Pictures do not belong in your copy. Repeat all the other data exactly.
───── Given information
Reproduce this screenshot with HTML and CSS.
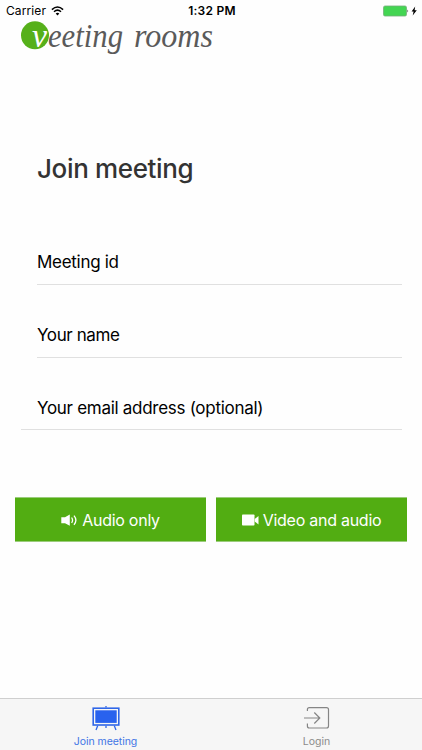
FILE: index.html
```
<!DOCTYPE html>
<html lang="en">
<head>
<meta charset="utf-8">
<title>Veeting Rooms</title>
<link rel="stylesheet" href="styles.css">
</head>
<body>
<div class="app">
  <header class="status">
    <div class="carrier"><span>Carrier</span>
      <svg class="wifi" width="13" height="10" viewBox="0 0 13 10"><path d="M.9 3.6Q6.5-1.7 12.1 3.6M3 5.8Q6.5 2.5 10 5.8" fill="none" stroke="#000" stroke-width="1.5"/><path d="M4.7 7.6Q6.5 6 8.3 7.6L6.5 9.5Z"/></svg>
    </div>
    <span class="time">1:32 PM</span>
    <div class="power">
      <svg width="35" height="12" viewBox="0 0 35 12"><rect x=".5" y="1" width="23" height="10" rx="1.5" fill="#43d552" stroke="#74ad79" stroke-width=".8"/><path d="M24.5 4.5q1.4 1.5 0 3z" fill="#222"/><path d="M32.2 1.5 28.6 6.6h2L29.7 10.5 33.8 5.2h-2.2z"/></svg>
    </div>
  </header>
  <div class="logo">
    <svg width="200" height="46" viewBox="0 0 200 46"><circle cx="14" cy="14.3" r="14" fill="#56b01a"/><text class="logo-v" x="11" y="26" textLength="15" lengthAdjust="spacingAndGlyphs">v</text><text class="logo-text" x="27" y="26" textLength="75" lengthAdjust="spacingAndGlyphs">eeting</text><text class="logo-text" x="113" y="26" textLength="79" lengthAdjust="spacingAndGlyphs">rooms</text></svg>
  </div>
  <main>
    <h1>Join meeting</h1>
    <form>
      <div class="field"><span class="f1">Meeting id</span></div>
      <div class="field"><span class="f2">Your name</span></div>
      <div class="field last"><span class="f3">Your email address (optional)</span></div>
    </form>
    <div class="actions">
      <button type="button">
        <svg width="17" height="14" viewBox="0 0 17 14"><path d="M.3 4.2H4L8.8 1.6V12.8L4 10.2H.3Z" fill="#fff"/><path d="M10.6 4.5Q12.5 7.2 10.6 9.9M13 2.6Q16.8 7.2 13 11.8" fill="none" stroke="#fff" stroke-width="1.3"/></svg>
        <span class="b1">Audio only</span>
      </button>
      <button type="button">
        <svg width="17" height="12" viewBox="0 0 17 12"><rect y=".5" width="12.5" height="11" rx=".8" fill="#fff"/><path d="M12.7 5 16.5 2v8.5L12.7 7.5Z" fill="#fff"/></svg>
        <span class="b2">Video and audio</span>
      </button>
    </div>
  </main>
  <nav>
    <div class="tab active">
      <svg width="28" height="26" viewBox="0 0 28 26"><g stroke="#2f66e8" fill="none"><rect x="1.2" y="3.2" width="25.6" height="16.8" stroke-width="1.6"/><path d="M14 1V2.5M5.7 20.8 4 25M14 20.8V23M22.3 20.8 24 25" stroke-width="1.3"/></g><rect x="3.3" y="5.3" width="21.4" height="12.6" fill="#2962ee"/></svg>
      <span class="t1">Join meeting</span>
    </div>
    <div class="tab">
      <svg width="28" height="26" viewBox="0 0 28 26"><path d="M4.4 6V4.5Q4.4 2.6 6.3 2.6H23.5Q25.5 2.6 25.5 4.6V21Q25.5 23 23.5 23H6.3Q4.4 23 4.4 21V18.5M1 13H16.5M11.3 7.5 16.8 13 11.3 18.5" fill="none" stroke="#858585" stroke-width="1.2"/></svg>
      <span class="t2">Login</span>
    </div>
  </nav>
</div>
</body>
</html>
```
FILE: styles.css
```
* { box-sizing: border-box; }
body { margin: 0; background: #fefefe; font-family: Inter, "Liberation Sans", sans-serif; color: #000; }
.app { height: 750px; display: flex; flex-direction: column; overflow: hidden; }
.status { height: 21px; flex: none; display: grid; grid-template-columns: 1fr auto 1fr; align-items: center; padding: 0 4px 0 6px; }
.carrier { display: flex; align-items: center; gap: 5px; font-size: 12px; line-height: 14px; letter-spacing: 0.1px; }
.time { font-size: 12px; line-height: 14px; font-weight: 600; letter-spacing: 0.25px; }
.power { display: flex; justify-content: flex-end; }
.logo { height: 46px; flex: none; padding-left: 21px; }
.logo svg { display: block; overflow: visible; }
.logo-text, .logo-v { font-family: "Liberation Serif", serif; font-style: italic; font-size: 34px; fill: #5a5a5a; }
.logo-v { fill: #fff; }
main { flex: 1; display: flex; flex-direction: column; }
h1 { margin: 84px 0 0 37px; font-size: 26px; line-height: 36px; font-weight: 450; color: #333; letter-spacing: -0.35px; }
form { margin-top: 38px; padding: 0 20px 0 21px; }
.field { height: 60px; margin: 0 0 12.5px 16px; border-bottom: 1px solid #e0e0e0; padding-top: 25px; font-size: 17px; line-height: 25px; white-space: nowrap; }
.field.last { margin: 0; padding: 26px 0 0 16px; }
.f1, .f3 { letter-spacing: -0.29px; }
.f2 { letter-spacing: -0.4px; }
.actions { display: grid; grid-template-columns: 1fr 1fr; gap: 10px; padding: 0 15px; margin-top: 67px; }
button { height: 45px; border: 1px solid #9bcc7c; border-width: 1px 0; border-radius: 0; background: #52ad12; color: #fff; font: 400 16px/24px Inter, sans-serif; letter-spacing: -0.26px; display: flex; align-items: center; justify-content: center; gap: 4px; padding: 1px 0 0; white-space: nowrap; }
nav { height: 52px; flex: none; display: grid; grid-template-columns: 1fr 1fr; background: #f6f6f6; border-top: 1px solid #cfcfcf; }
.tab { display: flex; flex-direction: column; align-items: center; padding-top: 6px; font-size: 10.5px; line-height: 14px; color: #8b8b8b; gap: 4px; }
.active { color: #4275e5; }
.t1 { letter-spacing: -0.05px; }
```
──────────
## Task solution
Reproduce this screenshot with HTML and CSS.
FILE: index.html
```
<!DOCTYPE html>
<html lang="en">
<head>
<meta charset="utf-8">
<title>Veeting Rooms</title>
<link rel="stylesheet" href="styles.css">
</head>
<body>
<div class="app">
  <header class="status">
    <div class="carrier"><span>Carrier</span>
      <svg class="wifi" width="13" height="10" viewBox="0 0 13 10"><path d="M.9 3.6Q6.5-1.7 12.1 3.6M3 5.8Q6.5 2.5 10 5.8" fill="none" stroke="#000" stroke-width="1.5"/><path d="M4.7 7.6Q6.5 6 8.3 7.6L6.5 9.5Z"/></svg>
    </div>
    <span class="time">1:32 PM</span>
    <div class="power">
      <svg width="35" height="12" viewBox="0 0 35 12"><rect x=".5" y="1" width="23" height="10" rx="1.5" fill="#43d552" stroke="#74ad79" stroke-width=".8"/><path d="M24.5 4.5q1.4 1.5 0 3z" fill="#222"/><path d="M32.2 1.5 28.6 6.6h2L29.7 10.5 33.8 5.2h-2.2z"/></svg>
    </div>
  </header>
  <div class="logo">
    <svg width="200" height="46" viewBox="0 0 200 46"><circle cx="14" cy="14.3" r="14" fill="#56b01a"/><text class="logo-v" x="11" y="26" textLength="15" lengthAdjust="spacingAndGlyphs">v</text><text class="logo-text" x="27" y="26" textLength="75" lengthAdjust="spacingAndGlyphs">eeting</text><text class="logo-text" x="113" y="26" textLength="79" lengthAdjust="spacingAndGlyphs">rooms</text></svg>
  </div>
  <main>
    <h1>Join meeting</h1>
    <form>
      <div class="field"><span class="f1">Meeting id</span></div>
      <div class="field"><span class="f2">Your name</span></div>
      <div class="field last"><span class="f3">Your email address (optional)</span></div>
    </form>
    <div class="actions">
      <button type="button">
        <svg width="17" height="14" viewBox="0 0 17 14"><path d="M.3 4.2H4L8.8 1.6V12.8L4 10.2H.3Z" fill="#fff"/><path d="M10.6 4.5Q12.5 7.2 10.6 9.9M13 2.6Q16.8 7.2 13 11.8" fill="none" stroke="#fff" stroke-width="1.3"/></svg>
        <span class="b1">Audio only</span>
      </button>
      <button type="button">
        <svg width="17" height="12" viewBox="0 0 17 12"><rect y=".5" width="12.5" height="11" rx=".8" fill="#fff"/><path d="M12.7 5 16.5 2v8.5L12.7 7.5Z" fill="#fff"/></svg>
        <span class="b2">Video and audio</span>
      </button>
    </div>
  </main>
  <nav>
    <div class="tab active">
      <svg width="28" height="26" viewBox="0 0 28 26"><g stroke="#2f66e8" fill="none"><rect x="1.2" y="3.2" width="25.6" height="16.8" stroke-width="1.6"/><path d="M14 1V2.5M5.7 20.8 4 25M14 20.8V23M22.3 20.8 24 25" stroke-width="1.3"/></g><rect x="3.3" y="5.3" width="21.4" height="12.6" fill="#2962ee"/></svg>
      <span class="t1">Join meeting</span>
    </div>
    <div class="tab">
      <svg width="28" height="26" viewBox="0 0 28 26"><path d="M4.4 6V4.5Q4.4 2.6 6.3 2.6H23.5Q25.5 2.6 25.5 4.6V21Q25.5 23 23.5 23H6.3Q4.4 23 4.4 21V18.5M1 13H16.5M11.3 7.5 16.8 13 11.3 18.5" fill="none" stroke="#858585" stroke-width="1.2"/></svg>
      <span class="t2">Login</span>
    </div>
  </nav>
</div>
</body>
</html>
```
FILE: styles.css
```
* { box-sizing: border-box; }
body { margin: 0; background: #fefefe; font-family: Inter, "Liberation Sans", sans-serif; color: #000; }
.app { height: 750px; display: flex; flex-direction: column; overflow: hidden; }
.status { height: 21px; flex: none; display: grid; grid-template-columns: 1fr auto 1fr; align-items: center; padding: 0 4px 0 6px; }
.carrier { display: flex; align-items: center; gap: 5px; font-size: 12px; line-height: 14px; letter-spacing: 0.1px; }
.time { font-size: 12px; line-height: 14px; font-weight: 600; letter-spacing: 0.25px; }
.power { display: flex; justify-content: flex-end; }
.logo { height: 46px; flex: none; padding-left: 21px; }
.logo svg { display: block; overflow: visible; }
.logo-text, .logo-v { font-family: "Liberation Serif", serif; font-style: italic; font-size: 34px; fill: #5a5a5a; }
.logo-v { fill: #fff; }
main { flex: 1; display: flex; flex-direction: column; }
h1 { margin: 84px 0 0 37px; font-size: 26px; line-height: 36px; font-weight: 450; color: #333; letter-spacing: -0.35px; }
form { margin-top: 38px; padding: 0 20px 0 21px; }
.field { height: 60px; margin: 0 0 12.5px 16px; border-bottom: 1px solid #e0e0e0; padding-top: 25px; font-size: 17px; line-height: 25px; white-space: nowrap; }
.field.last { margin: 0; padding: 26px 0 0 16px; }
.f1, .f3 { letter-spacing: -0.29px; }
.f2 { letter-spacing: -0.4px; }
.actions { display: grid; grid-template-columns: 1fr 1fr; gap: 10px; padding: 0 15px; margin-top: 67px; }
button { height: 45px; border: 1px solid #9bcc7c; border-width: 1px 0; border-radius: 0; background: #52ad12; color: #fff; font: 400 16px/24px Inter, sans-serif; letter-spacing: -0.26px; display: flex; align-items: center; justify-content: center; gap: 4px; padding: 1px 0 0; white-space: nowrap; }
nav { height: 52px; flex: none; display: grid; grid-template-columns: 1fr 1fr; background: #f6f6f6; border-top: 1px solid #cfcfcf; }
.tab { display: flex; flex-direction: column; align-items: center; padding-top: 6px; font-size: 10.5px; line-height: 14px; color: #8b8b8b; gap: 4px; }
.active { color: #4275e5; }
.t1 { letter-spacing: -0.05px; }
```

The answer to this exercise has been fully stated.